§ YOUR GOAL
Check each line for the string "this", then give only how many lines have it.

─── GIVEN DATA

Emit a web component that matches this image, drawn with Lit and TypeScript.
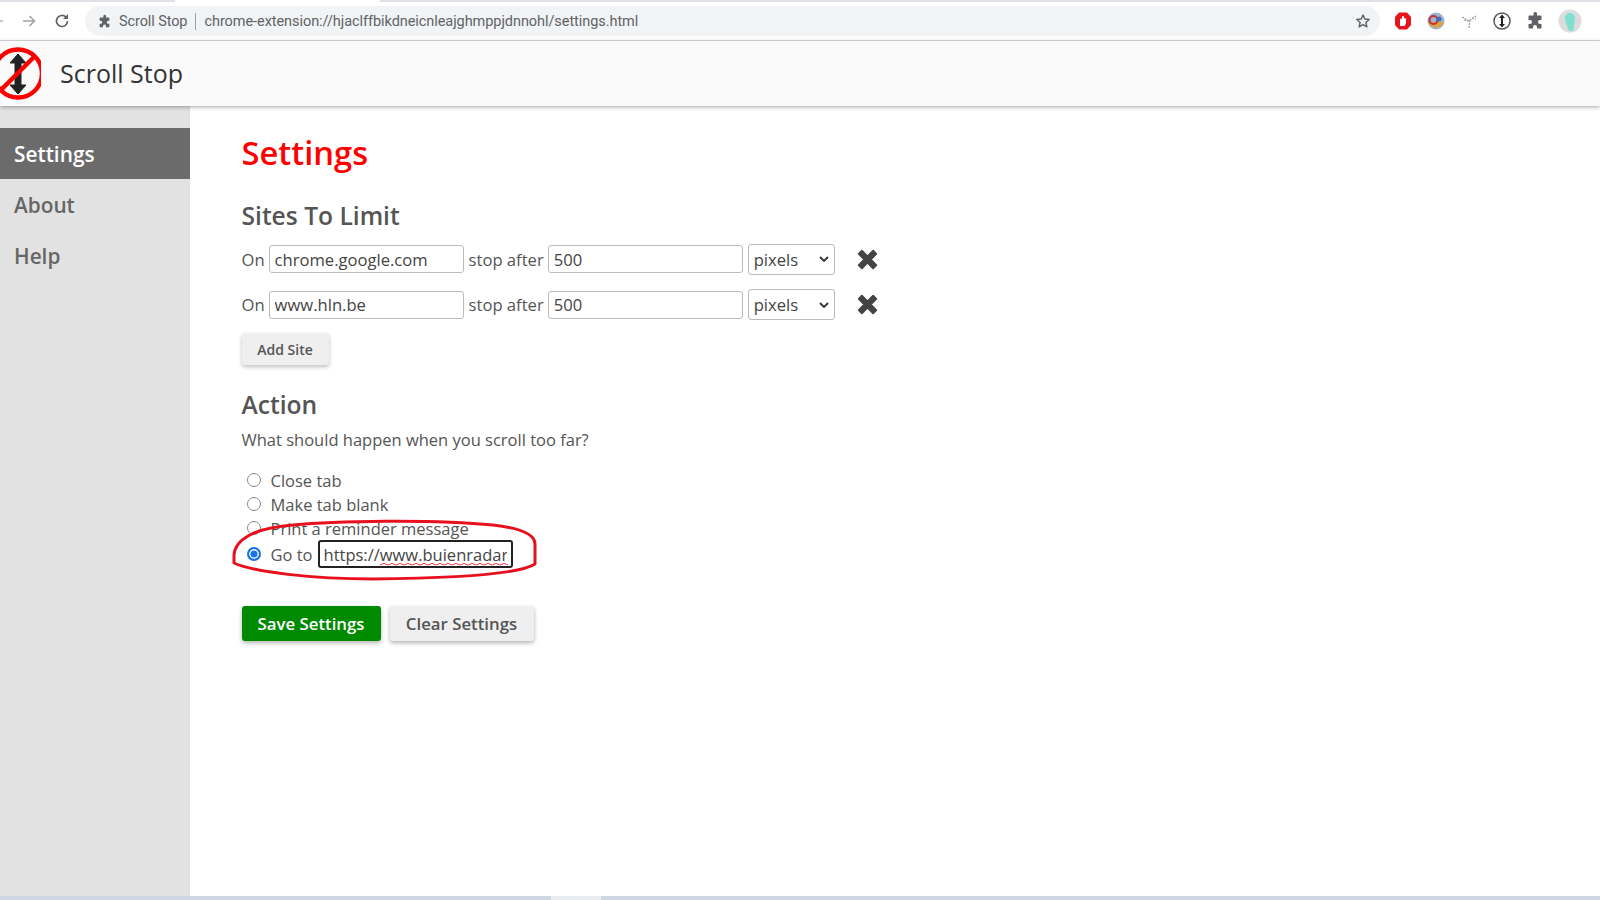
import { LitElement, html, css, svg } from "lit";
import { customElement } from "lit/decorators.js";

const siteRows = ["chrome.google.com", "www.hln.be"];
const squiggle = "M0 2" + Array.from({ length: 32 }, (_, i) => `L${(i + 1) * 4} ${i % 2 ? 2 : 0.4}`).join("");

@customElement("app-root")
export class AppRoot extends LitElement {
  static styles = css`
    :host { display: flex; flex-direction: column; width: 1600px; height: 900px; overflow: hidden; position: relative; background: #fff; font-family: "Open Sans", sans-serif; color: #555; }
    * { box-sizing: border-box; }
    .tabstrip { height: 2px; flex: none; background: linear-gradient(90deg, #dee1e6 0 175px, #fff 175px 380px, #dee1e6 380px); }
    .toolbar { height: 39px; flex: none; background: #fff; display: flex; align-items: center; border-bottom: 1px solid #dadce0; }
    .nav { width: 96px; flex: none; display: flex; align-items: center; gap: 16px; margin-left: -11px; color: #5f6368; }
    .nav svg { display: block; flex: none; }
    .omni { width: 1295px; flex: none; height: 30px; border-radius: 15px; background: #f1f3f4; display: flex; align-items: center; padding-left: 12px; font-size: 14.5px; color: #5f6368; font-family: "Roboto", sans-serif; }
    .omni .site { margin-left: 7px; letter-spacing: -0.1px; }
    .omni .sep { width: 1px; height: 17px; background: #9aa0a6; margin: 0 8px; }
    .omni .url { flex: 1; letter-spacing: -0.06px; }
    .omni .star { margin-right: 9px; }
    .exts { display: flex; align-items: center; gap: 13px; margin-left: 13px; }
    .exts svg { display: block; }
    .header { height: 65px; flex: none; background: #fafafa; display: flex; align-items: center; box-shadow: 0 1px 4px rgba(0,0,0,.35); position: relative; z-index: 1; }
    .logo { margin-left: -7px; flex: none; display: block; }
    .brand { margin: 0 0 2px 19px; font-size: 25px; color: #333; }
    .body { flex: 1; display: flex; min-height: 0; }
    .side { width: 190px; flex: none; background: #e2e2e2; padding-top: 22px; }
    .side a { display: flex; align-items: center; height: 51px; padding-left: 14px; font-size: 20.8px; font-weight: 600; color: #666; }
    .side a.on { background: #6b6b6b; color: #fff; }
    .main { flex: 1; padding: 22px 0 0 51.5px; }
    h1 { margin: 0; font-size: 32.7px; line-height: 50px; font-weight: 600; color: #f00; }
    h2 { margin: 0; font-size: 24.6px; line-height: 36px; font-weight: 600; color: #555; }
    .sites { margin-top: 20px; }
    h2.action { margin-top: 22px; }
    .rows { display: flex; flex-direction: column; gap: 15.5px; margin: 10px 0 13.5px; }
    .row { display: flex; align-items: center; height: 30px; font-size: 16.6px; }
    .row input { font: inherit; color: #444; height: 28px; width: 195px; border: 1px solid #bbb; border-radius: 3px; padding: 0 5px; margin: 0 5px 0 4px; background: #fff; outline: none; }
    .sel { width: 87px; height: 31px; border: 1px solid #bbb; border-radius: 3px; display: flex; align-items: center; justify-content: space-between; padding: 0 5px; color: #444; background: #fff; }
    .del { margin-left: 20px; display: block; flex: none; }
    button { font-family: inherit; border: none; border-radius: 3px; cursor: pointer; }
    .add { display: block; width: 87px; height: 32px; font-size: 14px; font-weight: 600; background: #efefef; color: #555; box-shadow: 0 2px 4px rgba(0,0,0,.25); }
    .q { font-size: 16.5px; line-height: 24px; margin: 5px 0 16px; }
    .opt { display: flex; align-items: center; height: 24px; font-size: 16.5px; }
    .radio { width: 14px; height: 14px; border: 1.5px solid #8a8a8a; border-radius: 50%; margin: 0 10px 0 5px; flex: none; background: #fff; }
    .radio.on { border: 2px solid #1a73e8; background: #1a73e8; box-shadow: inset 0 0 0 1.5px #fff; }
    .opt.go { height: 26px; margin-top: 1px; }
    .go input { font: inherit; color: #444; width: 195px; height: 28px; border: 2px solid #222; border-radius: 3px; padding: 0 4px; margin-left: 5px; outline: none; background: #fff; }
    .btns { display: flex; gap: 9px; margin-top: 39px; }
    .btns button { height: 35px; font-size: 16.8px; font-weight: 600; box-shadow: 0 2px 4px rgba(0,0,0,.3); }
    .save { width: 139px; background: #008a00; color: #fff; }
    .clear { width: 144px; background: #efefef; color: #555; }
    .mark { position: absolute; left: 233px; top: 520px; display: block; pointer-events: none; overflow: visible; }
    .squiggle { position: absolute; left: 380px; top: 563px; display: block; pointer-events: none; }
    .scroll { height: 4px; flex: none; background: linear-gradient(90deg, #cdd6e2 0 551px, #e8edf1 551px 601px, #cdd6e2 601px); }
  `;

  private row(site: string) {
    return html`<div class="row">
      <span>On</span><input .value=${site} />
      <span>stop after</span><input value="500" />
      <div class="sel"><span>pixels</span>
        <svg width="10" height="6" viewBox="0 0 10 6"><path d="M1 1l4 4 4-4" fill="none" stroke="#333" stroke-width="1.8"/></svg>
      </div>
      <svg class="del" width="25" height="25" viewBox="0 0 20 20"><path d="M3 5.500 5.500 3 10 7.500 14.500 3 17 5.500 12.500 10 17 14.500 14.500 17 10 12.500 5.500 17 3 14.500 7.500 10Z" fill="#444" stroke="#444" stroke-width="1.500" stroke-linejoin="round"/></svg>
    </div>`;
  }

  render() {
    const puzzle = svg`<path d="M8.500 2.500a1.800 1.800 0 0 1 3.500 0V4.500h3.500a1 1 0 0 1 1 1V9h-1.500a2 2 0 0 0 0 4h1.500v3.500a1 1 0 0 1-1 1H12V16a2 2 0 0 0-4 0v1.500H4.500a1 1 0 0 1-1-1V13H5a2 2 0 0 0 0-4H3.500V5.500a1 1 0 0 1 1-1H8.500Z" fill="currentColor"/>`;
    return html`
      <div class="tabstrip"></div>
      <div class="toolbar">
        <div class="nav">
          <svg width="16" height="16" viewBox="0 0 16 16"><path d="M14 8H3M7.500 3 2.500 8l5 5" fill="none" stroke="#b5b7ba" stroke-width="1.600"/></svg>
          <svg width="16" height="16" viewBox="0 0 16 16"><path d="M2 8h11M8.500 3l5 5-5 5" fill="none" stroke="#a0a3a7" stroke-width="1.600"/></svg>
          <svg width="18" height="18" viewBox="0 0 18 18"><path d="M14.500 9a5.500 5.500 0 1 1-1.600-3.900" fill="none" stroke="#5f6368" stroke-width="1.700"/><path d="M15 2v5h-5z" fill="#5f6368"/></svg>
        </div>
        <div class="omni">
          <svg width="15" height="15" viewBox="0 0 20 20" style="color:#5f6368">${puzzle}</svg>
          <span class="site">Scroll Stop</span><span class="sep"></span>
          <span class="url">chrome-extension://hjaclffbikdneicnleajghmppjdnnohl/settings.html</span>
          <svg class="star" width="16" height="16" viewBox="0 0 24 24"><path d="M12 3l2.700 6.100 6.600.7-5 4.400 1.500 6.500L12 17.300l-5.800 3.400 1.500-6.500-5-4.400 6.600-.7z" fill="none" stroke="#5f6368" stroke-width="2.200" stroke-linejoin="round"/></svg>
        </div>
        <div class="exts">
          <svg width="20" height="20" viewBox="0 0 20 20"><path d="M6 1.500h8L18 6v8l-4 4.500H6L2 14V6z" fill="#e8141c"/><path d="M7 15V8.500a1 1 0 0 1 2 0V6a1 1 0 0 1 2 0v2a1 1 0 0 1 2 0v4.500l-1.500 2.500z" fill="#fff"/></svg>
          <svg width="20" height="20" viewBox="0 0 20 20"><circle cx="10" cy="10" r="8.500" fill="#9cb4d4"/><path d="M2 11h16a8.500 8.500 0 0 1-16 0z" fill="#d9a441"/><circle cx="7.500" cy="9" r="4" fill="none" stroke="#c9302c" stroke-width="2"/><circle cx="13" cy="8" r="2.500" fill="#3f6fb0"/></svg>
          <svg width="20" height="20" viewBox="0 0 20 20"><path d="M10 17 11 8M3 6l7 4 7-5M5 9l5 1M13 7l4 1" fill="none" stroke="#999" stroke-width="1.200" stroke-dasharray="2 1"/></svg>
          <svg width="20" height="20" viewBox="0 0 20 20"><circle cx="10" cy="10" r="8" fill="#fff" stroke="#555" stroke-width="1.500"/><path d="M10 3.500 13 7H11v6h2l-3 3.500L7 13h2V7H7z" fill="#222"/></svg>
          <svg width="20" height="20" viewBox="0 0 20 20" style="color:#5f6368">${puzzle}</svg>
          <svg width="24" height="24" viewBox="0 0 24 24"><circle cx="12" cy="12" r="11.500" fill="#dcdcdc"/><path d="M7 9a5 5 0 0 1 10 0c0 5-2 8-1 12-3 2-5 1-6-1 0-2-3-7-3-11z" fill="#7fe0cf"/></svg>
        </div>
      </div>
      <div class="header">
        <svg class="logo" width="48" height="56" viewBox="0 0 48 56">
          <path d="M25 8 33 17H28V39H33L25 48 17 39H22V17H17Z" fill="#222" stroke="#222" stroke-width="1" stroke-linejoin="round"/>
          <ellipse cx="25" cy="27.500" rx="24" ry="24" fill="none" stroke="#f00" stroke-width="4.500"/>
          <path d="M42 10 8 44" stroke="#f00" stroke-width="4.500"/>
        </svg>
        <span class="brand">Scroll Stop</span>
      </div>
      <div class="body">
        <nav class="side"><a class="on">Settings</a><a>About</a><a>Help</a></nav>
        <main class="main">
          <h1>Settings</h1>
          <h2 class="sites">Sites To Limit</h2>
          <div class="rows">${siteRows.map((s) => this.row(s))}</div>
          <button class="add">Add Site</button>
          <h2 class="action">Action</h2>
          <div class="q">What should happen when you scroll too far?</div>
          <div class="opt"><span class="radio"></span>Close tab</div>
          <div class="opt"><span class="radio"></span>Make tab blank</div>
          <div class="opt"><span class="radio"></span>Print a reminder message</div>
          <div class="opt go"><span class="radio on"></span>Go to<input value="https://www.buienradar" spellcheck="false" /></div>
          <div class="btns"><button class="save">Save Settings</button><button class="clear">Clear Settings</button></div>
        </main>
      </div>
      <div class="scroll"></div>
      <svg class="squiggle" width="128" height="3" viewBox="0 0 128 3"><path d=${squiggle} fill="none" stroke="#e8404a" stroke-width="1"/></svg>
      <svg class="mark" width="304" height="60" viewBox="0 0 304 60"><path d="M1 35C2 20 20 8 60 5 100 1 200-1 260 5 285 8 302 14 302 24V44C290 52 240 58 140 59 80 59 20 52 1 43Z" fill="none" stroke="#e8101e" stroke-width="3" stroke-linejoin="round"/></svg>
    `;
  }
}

──────

§ EXERCISE RESPONSE
2